The MoL pledges to evaluate Taiwan’s 1,471 brokerage firms, which manage and provide services to the bulk of Taiwan’s approximately 600,000 migrant workers, on their performance in providing client services, responding to worker complaints and managing “runaway” worker cases. Penalties are levied by the MoL for recorded violations of the Employment Service Act (就業服務法).
In its evaluation of brokers, the MoL scores each brokerage out of 100, assigning a grade of A (90 or higher), B (70 to 89), or C (below 70). The data is publicly available to current and prospective workers, though the website is only available in Chinese. Most of Taiwan’s foreign workers come from Vietnam, Indonesia, and the Philippines and relatively few are proficient in reading Chinese characters.
For a migrant worker, the grading system is “not helpful to know how good or bad a brokerage company is,” Jing-ru Wu (吳靜如) of the Taiwan International Workers Association (TIWA) told The News Lens. The evaluation overlooks individual complaints that are not formally reported and relies on the testimony of workers who may be afraid to speak out against their broker, she said.
Full abolition of the brokerage system, stemming from continued financial exploitation by the third-party agencies, has long been demanded by migrant worker advocacy groups, but the call was echoed by the U.S. Department of State’s yearly Human Rights Report for Taiwan, released last Saturday, which said that high fees commonly charged by brokers leave workers “vulnerable to debt bondage.”
On the night of April 23, about 300 Vietnamese women protested outside of their dormitory in New Taipei City.

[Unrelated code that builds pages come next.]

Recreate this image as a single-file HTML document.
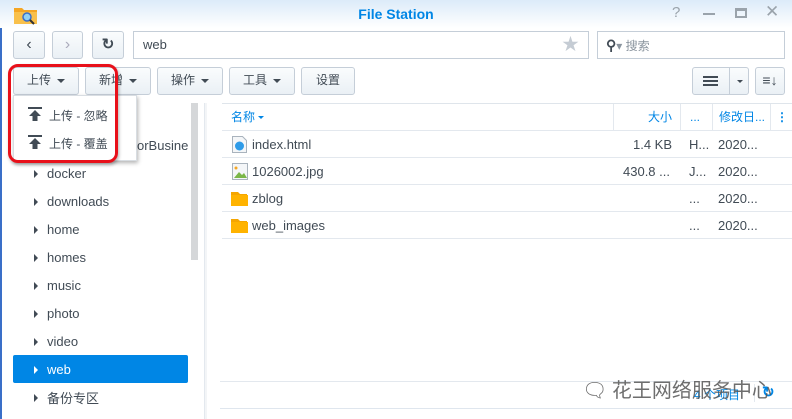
<!DOCTYPE html>
<html><head><meta charset="utf-8"><style>
*{margin:0;padding:0;box-sizing:border-box}
body{width:792px;height:419px;overflow:hidden;background:#fff;font-family:"Liberation Sans","Noto Sans CJK SC",sans-serif;font-size:13px;color:#414b55;position:relative}
.a{position:absolute}
.title{left:0;top:0;width:792px;height:28px;background:linear-gradient(#dcebf9,#fff)}
.btn{position:absolute;border:1px solid #c5ced8;border-radius:3px;background:linear-gradient(#fafcfd,#eaf0f5);text-align:center;line-height:25px;font-size:12px;color:#414b55}
.box{position:absolute;border:1px solid #c5ced8;background:#fff}
.tri{display:inline-block;width:0;height:0;border-left:4px solid transparent;border-right:4px solid transparent;border-top:4px solid #414b55;vertical-align:middle;margin-left:6px}
.ti{position:absolute;left:47px;font-size:13px}
.ta{position:absolute;left:34px;width:0;height:0;border-top:4px solid transparent;border-bottom:4px solid transparent;border-left:4px solid #414b55}
.row{position:absolute;left:222px;width:570px;height:27px;border-bottom:1px solid #e3e8ee;line-height:27px}
</style></head><body>
<div class="a" style="left:0;top:0;width:2px;height:419px;background:#3a6fc8"></div>
<div class="a title"></div>
<svg class="a" style="left:13px;top:4px" width="25" height="21"><path d="M1 4h8l2 2h13v14H1z" fill="#f5a623"/><rect x="1" y="8" width="23" height="12" fill="#f9c04b"/><circle cx="14" cy="13" r="4" fill="#8fd0f5" stroke="#3a6fc8" stroke-width="1.5"/><path d="M17 16l4 4" stroke="#333" stroke-width="2"/></svg>
<div class="a" style="left:0;width:792px;top:6px;text-align:center;font-weight:bold;font-size:14px;color:#0086e5">File Station</div>
<div class="a" style="left:672px;top:4px;color:#9aa3ab;font-size:15px">?</div>
<div class="a" style="left:703px;top:13px;width:12px;height:2px;background:#9aa3ab"></div>
<div class="a" style="left:735px;top:8px;width:12px;height:10px;border:2px solid #9aa3ab;border-top-width:3px"></div>
<div class="a" style="left:765px;top:2px;color:#9aa3ab;font-size:17px">✕</div>

<div class="btn" style="left:13px;top:31px;width:32px;height:28px;font-size:16px">‹</div>
<div class="btn" style="left:52px;top:31px;width:31px;height:28px;font-size:16px;color:#aab">›</div>
<div class="btn" style="left:92px;top:31px;width:32px;height:28px;font-size:15px;font-weight:bold">↻</div>
<div class="box" style="left:133px;top:31px;width:456px;height:28px;padding-left:9px;line-height:26px;font-size:13px">web<span style="position:absolute;right:9px;color:#c5ccd4;font-size:17px;top:0">★</span></div>
<div class="box" style="left:597px;top:31px;width:188px;height:28px;line-height:26px;padding-left:8px;color:#8a949e;font-size:12px"><b style="color:#414b55;font-size:14px">⚲</b>▾ 搜索</div>

<div class="btn" style="left:13px;top:67px;width:66px;height:28px">上传<span class="tri"></span></div>
<div class="btn" style="left:85px;top:67px;width:66px;height:28px">新增<span class="tri"></span></div>
<div class="btn" style="left:157px;top:67px;width:66px;height:28px">操作<span class="tri"></span></div>
<div class="btn" style="left:229px;top:67px;width:66px;height:28px">工具<span class="tri"></span></div>
<div class="btn" style="left:301px;top:67px;width:54px;height:28px">设置</div>
<div class="btn" style="left:692px;top:67px;width:57px;height:28px"><span style="position:absolute;left:10px;top:8px;width:15px;height:10px;border-top:2px solid #414b55;border-bottom:2px solid #414b55"></span><span style="position:absolute;left:10px;top:12px;width:15px;height:2px;background:#414b55"></span><span style="position:absolute;left:36px;top:0;height:26px;border-left:1px solid #c5ced8"></span><span class="tri" style="position:absolute;left:38px;top:12px;border-width:3px"></span></div>
<div class="btn" style="left:755px;top:67px;width:30px;height:28px;font-weight:bold;font-size:14px">≡↓</div>

<div class="a" style="left:191px;top:103px;width:7px;height:157px;background:#d5d7d9"></div>
<div class="a" style="left:204px;top:103px;width:1px;height:316px;background:#e3e8ee"></div>
<div class="a" style="left:205px;top:103px;width:2px;height:316px;background:#f3f5f7"></div>

<div class="a" style="left:137px;top:138px;font-size:13px">orBusine</div>
<div class="ta" style="top:170px"></div><div class="ti" style="top:166px">docker</div>
<div class="ta" style="top:198px"></div><div class="ti" style="top:194px">downloads</div>
<div class="ta" style="top:226px"></div><div class="ti" style="top:222px">home</div>
<div class="ta" style="top:254px"></div><div class="ti" style="top:250px">homes</div>
<div class="ta" style="top:282px"></div><div class="ti" style="top:278px">music</div>
<div class="ta" style="top:310px"></div><div class="ti" style="top:306px">photo</div>
<div class="ta" style="top:338px"></div><div class="ti" style="top:334px">video</div>
<div class="a" style="left:13px;top:355px;width:175px;height:28px;background:#0086e5;border-radius:2px"></div>
<div class="ta" style="top:366px;border-left-color:#fff"></div><div class="ti" style="top:362px;color:#fff">web</div>
<div class="ta" style="top:394px"></div><div class="ti" style="top:388px">备份专区</div>

<div class="a" style="left:222px;top:103px;width:570px;height:28px;border-top:1px solid #dfe5eb;border-bottom:1px solid #e3e8ee;color:#0086e5;font-size:12px;line-height:27px">
<span class="a" style="left:9px">名称 <span class="tri" style="border-top-color:#0086e5;margin-left:0;border-width:3px"></span></span>
<span class="a" style="left:391px;top:0;height:27px;border-left:1px solid #e3e8ee"></span>
<span class="a" style="left:426px">大小</span>
<span class="a" style="left:458px;top:0;height:27px;border-left:1px solid #e3e8ee"></span>
<span class="a" style="left:468px">...</span>
<span class="a" style="left:490px;top:0;height:27px;border-left:1px solid #e3e8ee"></span>
<span class="a" style="left:497px">修改日...</span>
<span class="a" style="left:548px;top:0;height:27px;border-left:1px solid #e3e8ee"></span>
<span class="a" style="left:554px;font-weight:bold">⋮</span></div>

<div class="row" style="top:131px"><svg class="a" style="left:10px;top:5px" width="15" height="17"><path d="M.5 .5h10l4 4v12H.5z" fill="#f4f6f8" stroke="#a9b3bd"/><circle cx="7.5" cy="10" r="4.5" fill="#2e9be8"/></svg><span class="a" style="left:30px">index.html</span><span class="a" style="left:411px">1.4 KB</span><span class="a" style="left:467px">H...</span><span class="a" style="left:496px">2020...</span></div>
<div class="row" style="top:158px"><svg class="a" style="left:10px;top:5px" width="16" height="17"><rect x=".5" y=".5" width="15" height="16" fill="#f4f6f8" stroke="#a9b3bd"/><path d="M2 15l5-6 3 3 2-2 3 5z" fill="#7ab648"/><circle cx="4" cy="5" r="1.5" fill="#f5a623"/></svg><span class="a" style="left:30px">1026002.jpg</span><span class="a" style="left:401px">430.8 ...</span><span class="a" style="left:467px">J...</span><span class="a" style="left:496px">2020...</span></div>
<div class="row" style="top:185px"><svg class="a" style="left:9px;top:6px" width="17" height="15"><path d="M0 1h7l2 2h7v12H0z" fill="#f5a600"/><rect y="4" width="17" height="11" fill="#ffb300"/></svg><span class="a" style="left:30px">zblog</span><span class="a" style="left:467px">...</span><span class="a" style="left:496px">2020...</span></div>
<div class="row" style="top:212px"><svg class="a" style="left:9px;top:6px" width="17" height="15"><path d="M0 1h7l2 2h7v12H0z" fill="#f5a600"/><rect y="4" width="17" height="11" fill="#ffb300"/></svg><span class="a" style="left:30px">web_images</span><span class="a" style="left:467px">...</span><span class="a" style="left:496px">2020...</span></div>

<div class="a" style="left:220px;top:381px;width:572px;height:1px;background:#e3e8ee"></div>
<div class="a" style="left:220px;top:408px;width:572px;height:1px;background:#dfe6ee"></div>
<div class="a" style="left:694px;top:386px;color:#0086e5;font-size:12px">4 个项目</div>
<div class="a" style="left:754px;top:384px;height:18px;border-left:1px solid #e3e8ee"></div>
<div class="a" style="left:762px;top:383px;color:#0086e5;font-weight:bold;font-size:15px">↻</div>
<div class="a" style="left:582px;top:374px;color:#555;font-size:20px;opacity:.85;font-family:'Noto Sans CJK SC',sans-serif">🗨 花王网络服务中心</div>

<div class="a" style="left:13px;top:95px;width:124px;height:66px;background:#fff;border:1px solid #d8dde2;box-shadow:1px 2px 4px rgba(0,0,0,.3)">
<svg class="a" style="left:14px;top:11px" width="14" height="14"><rect width="14" height="2" fill="#414b55"/><path d="M7 3l6 6H9.5v5h-5V9H1z" fill="#414b55"/></svg>
<div class="a" style="left:35px;top:11px;font-size:12px">上传 - 忽略</div>
<svg class="a" style="left:14px;top:39px" width="14" height="14"><rect width="14" height="2" fill="#414b55"/><path d="M7 3l6 6H9.5v5h-5V9H1z" fill="#414b55"/></svg>
<div class="a" style="left:35px;top:39px;font-size:12px">上传 - 覆盖</div></div>
<div class="a" style="left:8px;top:64px;width:110px;height:99px;border:3px solid #e8101a;border-radius:10px;box-shadow:1px 2px 3px rgba(0,0,0,.3)"></div>
</body></html>
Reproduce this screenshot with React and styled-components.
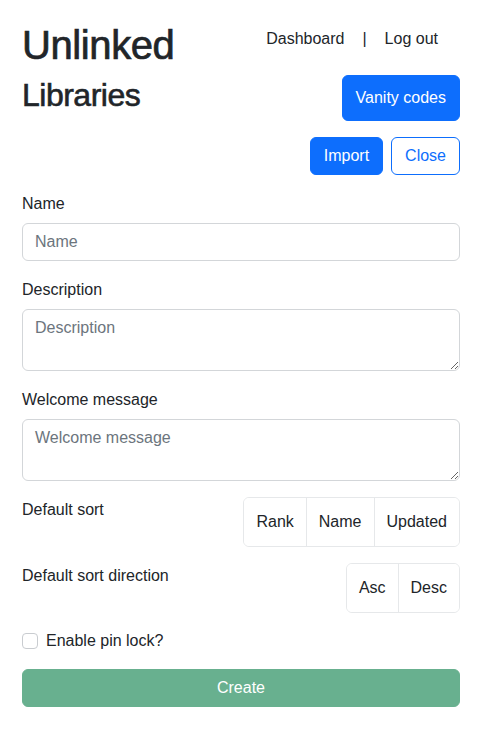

The protesters were upset about the myriad fees being deducted from their monthly salaries by their brokerage firm, which manages their employment contracts and their accommodation. These deductions brought their monthly salaries well below the national minimum monthly wage of NT$22,000 (US$740).
In this case, the women complained that they pay NT$400 per month for electricity – despite living in a dormitory which houses over 400 workers – yet the air conditioning frequently malfunctions in the increasingly hot weather.
A source told The News Lens the brokerage charges every occupant of the dormitory a total of NT$1,800 per month in “service” fees, administered for things such as use of laundry machines and hairdryers. These fees are charged on top of expenses for food and accommodation, labor and health insurance, tax, and debts paid to their Vietnamese brokers which can reach US$500 per month.
Workers staying in the dormitory had already complained to the brokers several times, but had received no response, the source said.
The News Lens confirmed that the brokerage managing this dormitory is 守信人力 (Shou Shin Manpower) – Shou Shin translates to “Trustworthy.”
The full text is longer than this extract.